The panel’s Thursday session will feature a trio of top Trump-era Justice Department officials, including Jeffrey Rosen, who served as the acting attorney general after William Barr’s resignation, former acting deputy attorney general Richard Donoghue, and Steven Engel, the ex-assistant attorney general who headed the DOJ’s Office of Legal Counsel during the waning days of the Trump administration.

All three have already spoken extensively about Mr Trump’s actions in the days leading up to the Capitol riot, with each previously giving evidence in depositions taken as part of a Senate Judiciary Committee probe into Mr Trump’s attempts to hang on to the presidency against the wishes of American voters.

The Senate investigation found Mr Trump “repeatedly asked DOJ leadership to endorse his false claims that the election was stolen and to assist his efforts to overturn the election results” starting as soon as Mr Rosen assumed leadership of the department, including seven separate phone calls and meetings between the two men in December 2020.

Mr Trump also tried to induce Mr Rosen to resign during another Oval Office meeting on 3 January 2021 — just three days before the Capitol attack — in order to replace him with Jeffrey Clark, then the acting head of the DOJ’s civil division.

Mr Clark had ingratiated himself with the then-president by promising to use the authority of the acting attorney general’s position to send a letter to swing state officials purporting to inform them that the department had “taken notice” of what amounted to a litany of false claims which were then being circulated by Mr Trump’s allies in congress and conservative media.

In testimony to the judiciary committee, Mr Rosen told senators that Mr Clark had approached him and revealed that Mr Trump planned to elevate him to Mr Rosen’s position. But the plan never came into force because Mr Rosen, Mr Donoghue, and other top DOJ officials — as well as then-White House Counsel Pat Cipollone — threatened to quit en masse.

A select committee aide who briefed reporters on plans for Thursday’s hearing said the panel will use the 3pm session to “really … look into how in the waning weeks of administration, President Trump tried to pressure the Department of Justice into helping overturn the 2020 election”.

”We’ll look specifically at how the President was trying to misuse the department to advance his own agenda to stay in power at the end of his term. And we'll look at how that really is different from historical precedent and how the President was using the DOJ for his own personal means”.

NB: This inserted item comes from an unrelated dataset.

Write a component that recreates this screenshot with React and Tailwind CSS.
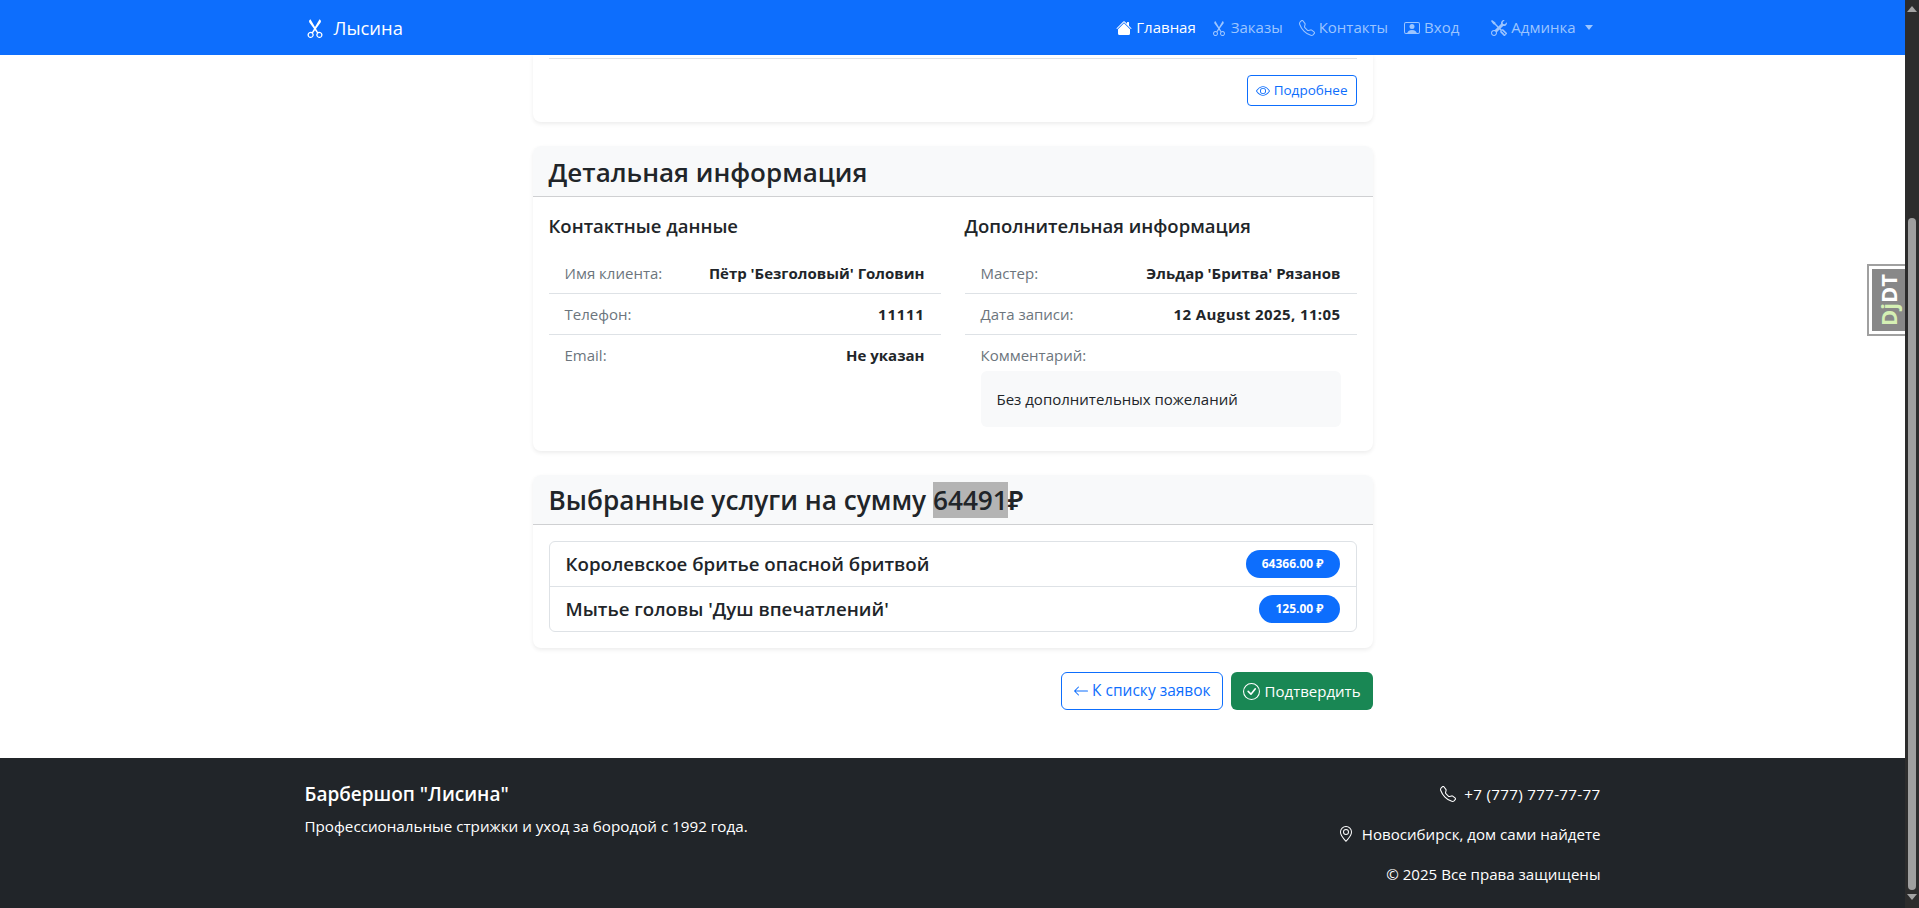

Specifically, the aide said the hearing would examine Mr Trump’s attempts to pressure the department into filing baseless lawsuits on behalf of or in conjunction with his failed re-election campaign, how he tried to appoint a “special counsel” — attorney Sidney Powell — to pursue his baseless claims, and how the department resisted his efforts.

While the prior Senate investigation revealed some details about Mr Clark’s attempt to take over the Justice Department, the aide said the select committee will shine a renewed spotlight on his machinations.

“There are parts of the story that haven't been told yet. So we will be providing greater context with … greater detail, and we'll be showing how this hearing follows from the one before and fits into the overall story that select committee is laying out,” they said.